Among impressionable young minds not inclined to stoop to more adult psychological responsibilities like credulity and empathy, this fiendish celebration of the resourcefulness of human cruelty belongs in the same forbidden pantheon as the pecked eyes of Hitchcock’s “The Birds” and that zombie child with the trowel in George Romero’s original “Night of the Living Dead.” Apologies to Steve McQueen, but for pre-adolescents raised during the height of America’s cultural cold war — pitting parochial taste and restraint against a growing national appetite for increasingly graphic on-screen depictions of violence — the guy getting baked alive in “The Naked Prey” was the sine qua non of cool.
Outside of schoolyards, “The Naked Prey,” which arrives via a polished and academically appreciative new DVD edition today, was mostly ignored. In his 1967 review, Roger Ebert (then also moonlighting as a screenwriter for nudie auteur Russ Meyer) dismissed Wilde’s film — the bulk of which depicts “Man” as the titular prize in a foot pursuit undertaken by the insulted African warriors — as part of a suspect narrative tradition of white men triumphing over black natives along the lines of Edgar Rice Burroughs, Robert Ruark, and other “victims of the Great White Hunter syndrome,” to use Mr. Ebert’s phrase.
When the American Movie Classics channel began airing “The Naked Prey” uncut and letterboxed with all its wide-screen savagery intact during the early 1990s, those of us who recalled the film solely for its moments of snips ‘n’ snails gross-out catharsis were astonished to re-assess Wilde’s relentlessly compelling low-budget achievement on its own cinematic terms. According to the Criterion edition’s commentary track, by Virginia Tech professor and published movie violence authority Stephen Prince, the script for “The Naked Prey,” which was co-written by pulp scenarist Clint Johnston and sometime animator Don Peters, contained barely nine pages of dialogue.
“This reliance on the visuals attracted me,” Wilde, who died of leukemia in 1989, told an interviewer in the October 1970 issue of “Films and Filming.” Instead of using voice-over interior monologue or the emotional road map of a symphonic score (the film’s jungle drum accompaniment is itself a standout) to guide his audience, the actor-director invested his own performance with rational actions and uncluttered reactions. Most impressive, though, behind the camera, Wilde exploited the language of cinema at a gut level of clarity that doesn’t let up for a fraction of a second once the hour-plus chase is on.

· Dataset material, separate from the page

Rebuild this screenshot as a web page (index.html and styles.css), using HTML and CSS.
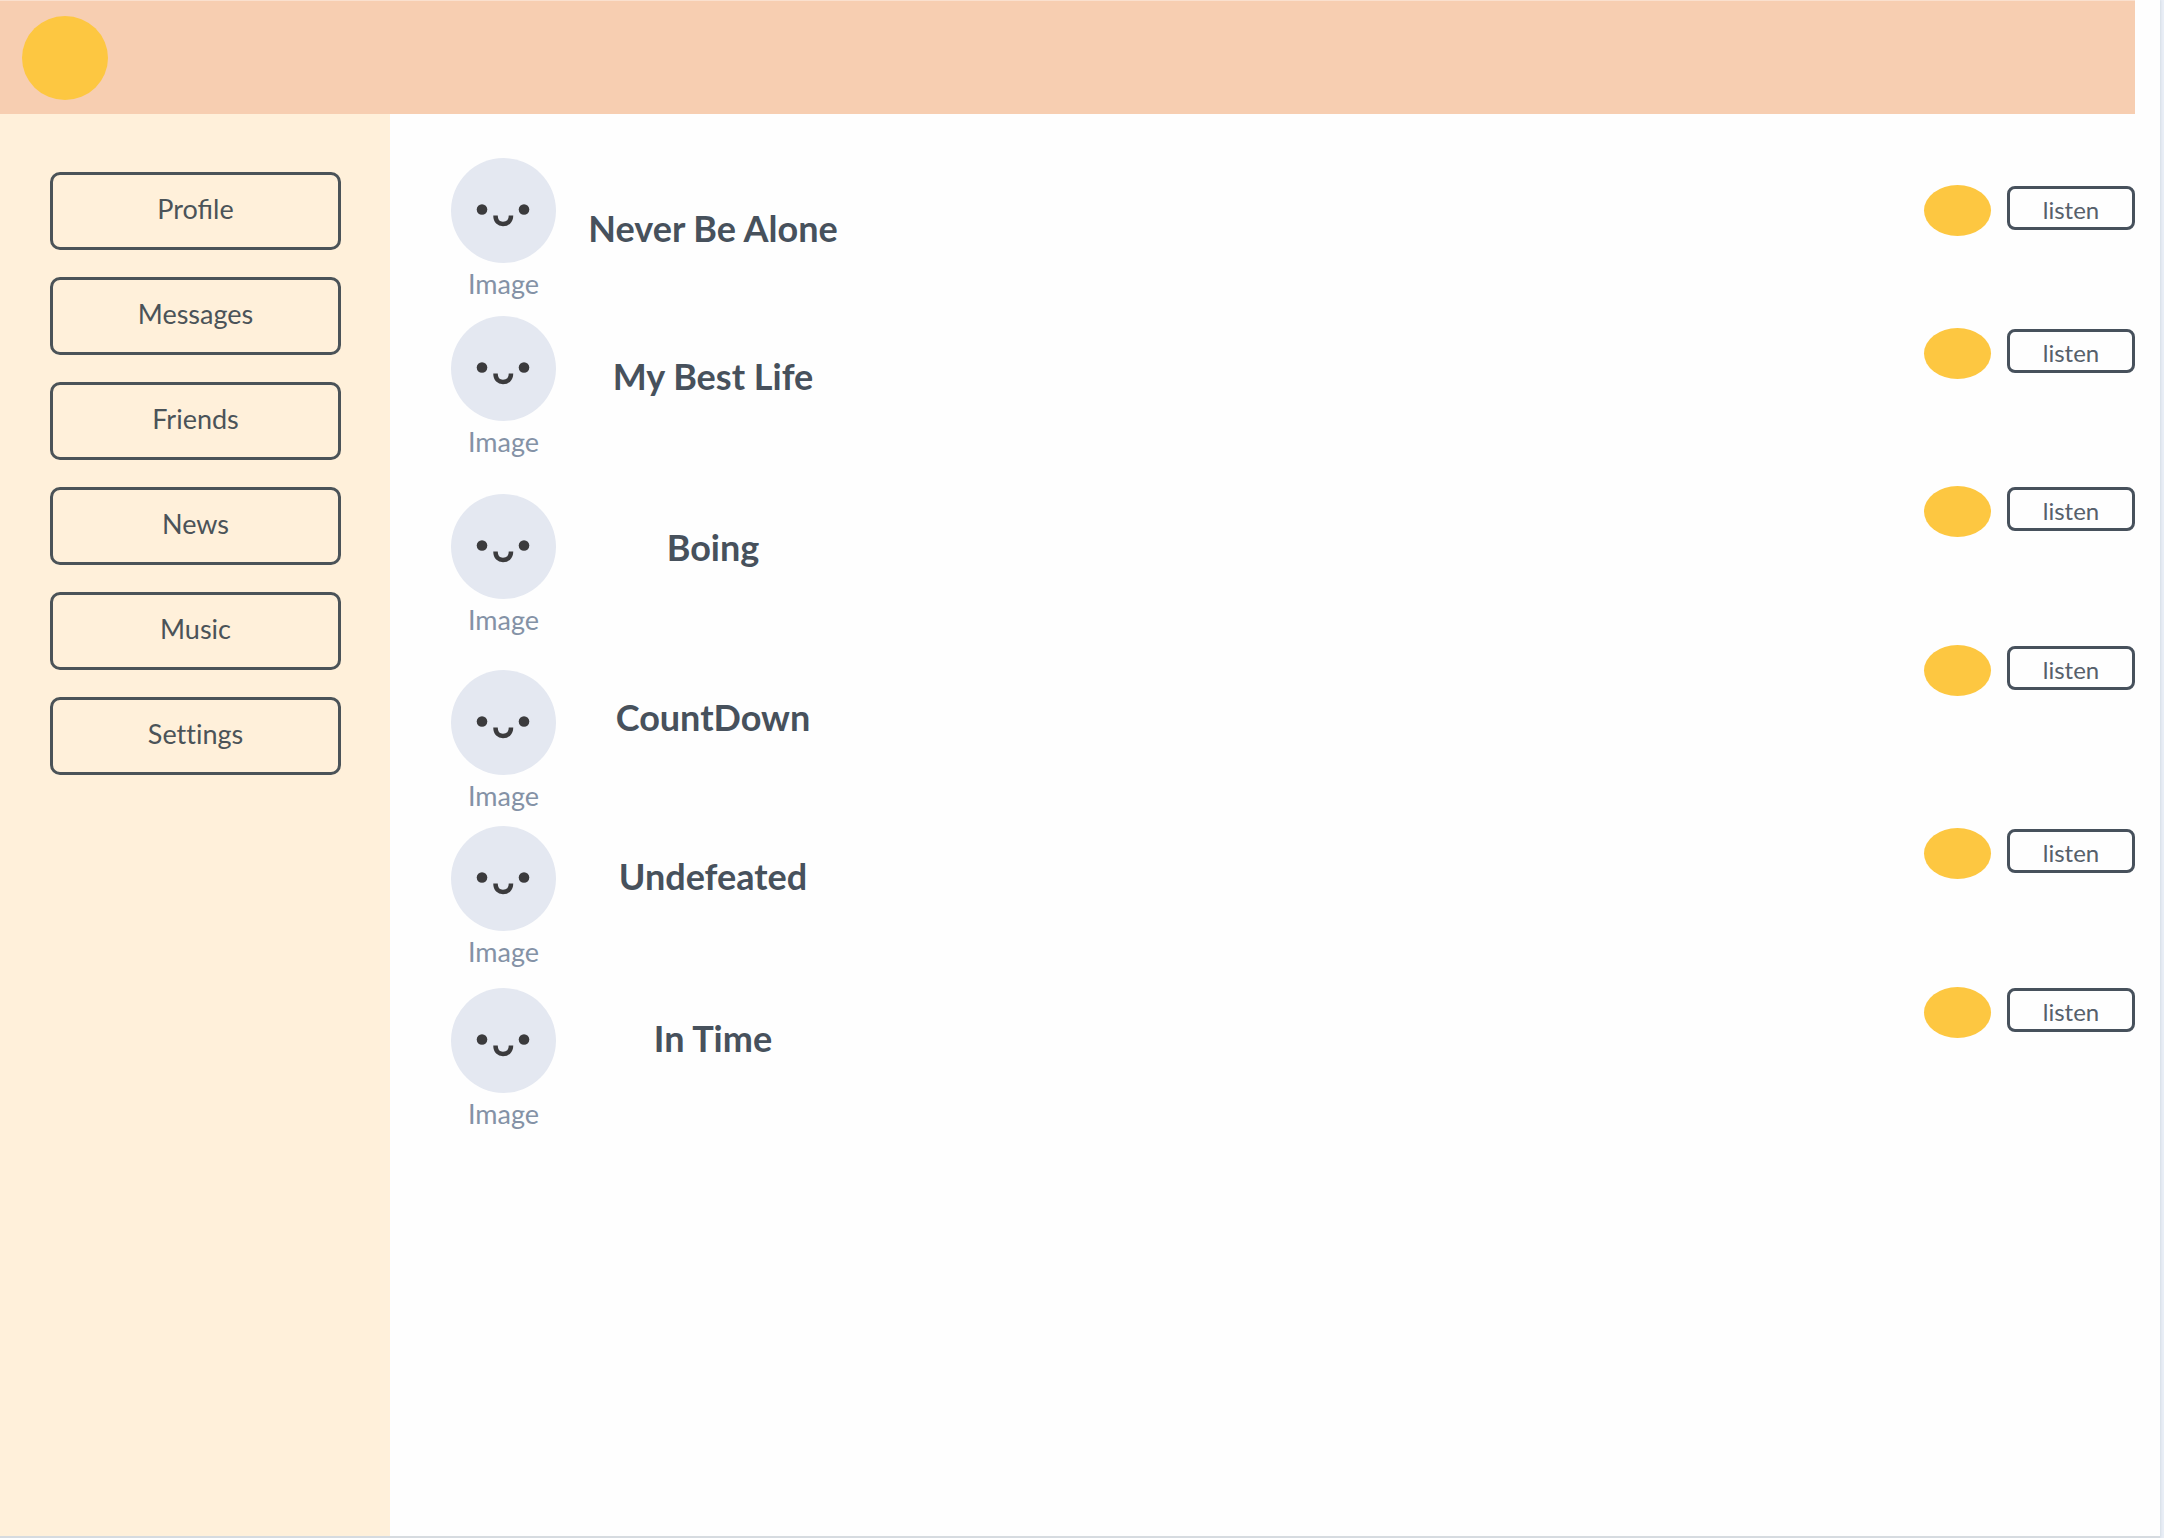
FILE: index.html
```html
<!DOCTYPE html>
<html lang="en">
<head>
  <meta charset="utf-8">
  <meta name="viewport" content="width=device-width, initial-scale=1">
  <title>Music</title>
  <link rel="stylesheet" href="styles.css">
</head>
<body>
  <svg class="defs" aria-hidden="true">
    <symbol id="face" viewBox="0 0 105 105">
      <circle cx="31" cy="51.500" r="5.300"/>
      <circle cx="73" cy="51.500" r="5.300"/>
      <path d="M44.500 57.500C44.500 63.500 48 66 52 66S60 63.500 60 57.500" fill="none" stroke="currentColor" stroke-width="4.500"/>
    </symbol>
  </svg>
  <div class="page">
    <header class="topbar"><div class="logo"></div></header>
    <div class="body">
      <nav class="sidebar">
        <button class="nav-button" type="button">Profile</button>
        <button class="nav-button" type="button">Messages</button>
        <button class="nav-button" type="button">Friends</button>
        <button class="nav-button" type="button">News</button>
        <button class="nav-button" type="button">Music</button>
        <button class="nav-button no-ligatures" type="button">Settings</button>
      </nav>
      <main class="tracks">
        <div class="covers">
          <figure class="cover"><svg class="avatar"><use href="#face"/></svg><figcaption class="caption">Image</figcaption></figure>
          <figure class="cover"><svg class="avatar"><use href="#face"/></svg><figcaption class="caption">Image</figcaption></figure>
          <figure class="cover"><svg class="avatar"><use href="#face"/></svg><figcaption class="caption">Image</figcaption></figure>
          <figure class="cover"><svg class="avatar"><use href="#face"/></svg><figcaption class="caption">Image</figcaption></figure>
          <figure class="cover"><svg class="avatar"><use href="#face"/></svg><figcaption class="caption">Image</figcaption></figure>
          <figure class="cover"><svg class="avatar"><use href="#face"/></svg><figcaption class="caption">Image</figcaption></figure>
        </div>
        <div class="titles">
          <h2 class="title">Never Be Alone</h2>
          <h2 class="title">My Best Life</h2>
          <h2 class="title">Boing</h2>
          <h2 class="title">CountDown</h2>
          <h2 class="title">Undefeated</h2>
          <h2 class="title">In Time</h2>
        </div>
        <div class="actions">
          <div class="action"><span class="dot"></span><button class="listen" type="button">listen</button></div>
          <div class="action"><span class="dot"></span><button class="listen" type="button">listen</button></div>
          <div class="action"><span class="dot"></span><button class="listen" type="button">listen</button></div>
          <div class="action"><span class="dot"></span><button class="listen" type="button">listen</button></div>
          <div class="action"><span class="dot"></span><button class="listen" type="button">listen</button></div>
          <div class="action"><span class="dot"></span><button class="listen" type="button">listen</button></div>
        </div>
      </main>
    </div>
  </div>
</body>
</html>
```
FILE: styles.css
```css
* {
  box-sizing: border-box;
}

body {
  margin: 0;
  padding-right: 4px;
  background: #e9eef6;
  color: #47515c;
  font-family: Lato, sans-serif;
}

.defs {
  display: none;
}

.page {
  display: flex;
  flex-direction: column;
  min-height: 100vh;
  background: #fefefe;
  border-bottom: 2px solid #d6dbe0;
  box-shadow: 1px 0 2px #d5dde6;
}

.topbar {
  display: flex;
  align-items: center;
  height: 114px;
  margin-right: 25px;
  padding-left: 22px;
  background: #f7ceb1;
  border-top: 1px solid #fae0ce;
}

.logo {
  width: 86px;
  height: 84px;
  border-radius: 50%;
  background: #fdc741;
}

.body {
  display: flex;
  flex: 1;
}

.sidebar {
  display: flex;
  flex-direction: column;
  gap: 27px;
  width: 390px;
  padding: 58px 49px 58px 50px;
  background: #fff0da;
}

.nav-button {
  height: 78px;
  padding: 0 0 4px;
  border: 3px solid #4b5358;
  border-radius: 10px;
  background: none;
  color: #4b5358;
  font: 27px/32px Lato, sans-serif;
}

.no-ligatures {
  font-variant-ligatures: none;
}

.tracks {
  display: flex;
  flex: 1;
  align-items: flex-start;
  gap: 32px;
  padding: 0 25px 0 61px;
}

.covers,
.titles,
.actions {
  display: grid;
}

.covers {
  grid-template-rows: 158px 178px 176px 156px 162px auto;
  padding-top: 44px;
}

.cover {
  width: 105px;
  margin: 0;
  text-align: center;
}

.avatar {
  display: block;
  width: 105px;
  height: 105px;
  border-radius: 50%;
  background: #e4e8f1;
  color: #3b3b3d;
  fill: #3b3b3d;
}

.caption {
  padding-top: 4px;
  color: #8492a6;
  font-size: 27px;
  line-height: 34px;
}

.titles {
  grid-template-rows: 148px 171px 170px 159px 162px auto;
  width: 250px;
  padding-top: 92px;
  text-align: center;
}

.title {
  margin: 0;
  font-size: 36px;
  font-weight: 700;
  line-height: 44px;
  white-space: nowrap;
}

.actions {
  grid-template-rows: 143px 158px 159px 183px 159px auto;
  margin-left: auto;
  padding-top: 71px;
}

.action {
  display: flex;
  align-items: flex-start;
  gap: 16px;
}

.dot {
  width: 67px;
  height: 51px;
  border-radius: 50%;
  background: #fdc741;
}

.listen {
  width: 128px;
  height: 44px;
  margin-top: 1px;
  padding: 3px 0 0;
  border: 3px solid #47515c;
  border-radius: 8px;
  background: none;
  color: #56606b;
  font: 24px/30px Lato, sans-serif;
}
```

“I like to feel there is a reason and impact to every frame of film,” the director elaborated in 1970. “Nothing should be wasted.” Together, Wilde, a former fencing coach, and veteran British cinematographer H.A.R. Thomson suffused every rectangular CinemaScope inch of “The Naked Prey” with a kinesthetic visual dynamism that negates the familiarity of the African nature travelogue just as surgically as the film’s nearly complete absence of moral judgment cancels out Kiplingesque imperial romanticism. Presented in this beautiful new transfer, “The Naked Prey” takes its place alongside the early James Bond film collaborations between director Terrence Young and editor Peter Hunt, and the films of Japan’s low-budget poet of violence, Kihachi Okamoto, who explored a mid-’60s filmmaking frontier where the formally staid widescreen proscenium served a super-sized helping of the ephemeral and irresistible sensory cocktail Alfred Hitchcock dubbed “pure cinema.” One can only hope that this new DVD will be welcomed enough to justify an equally sympathetic exhumation of Wilde’s similarly screen-savvy and unsentimental follow-up, 1967’s “Beach Red.”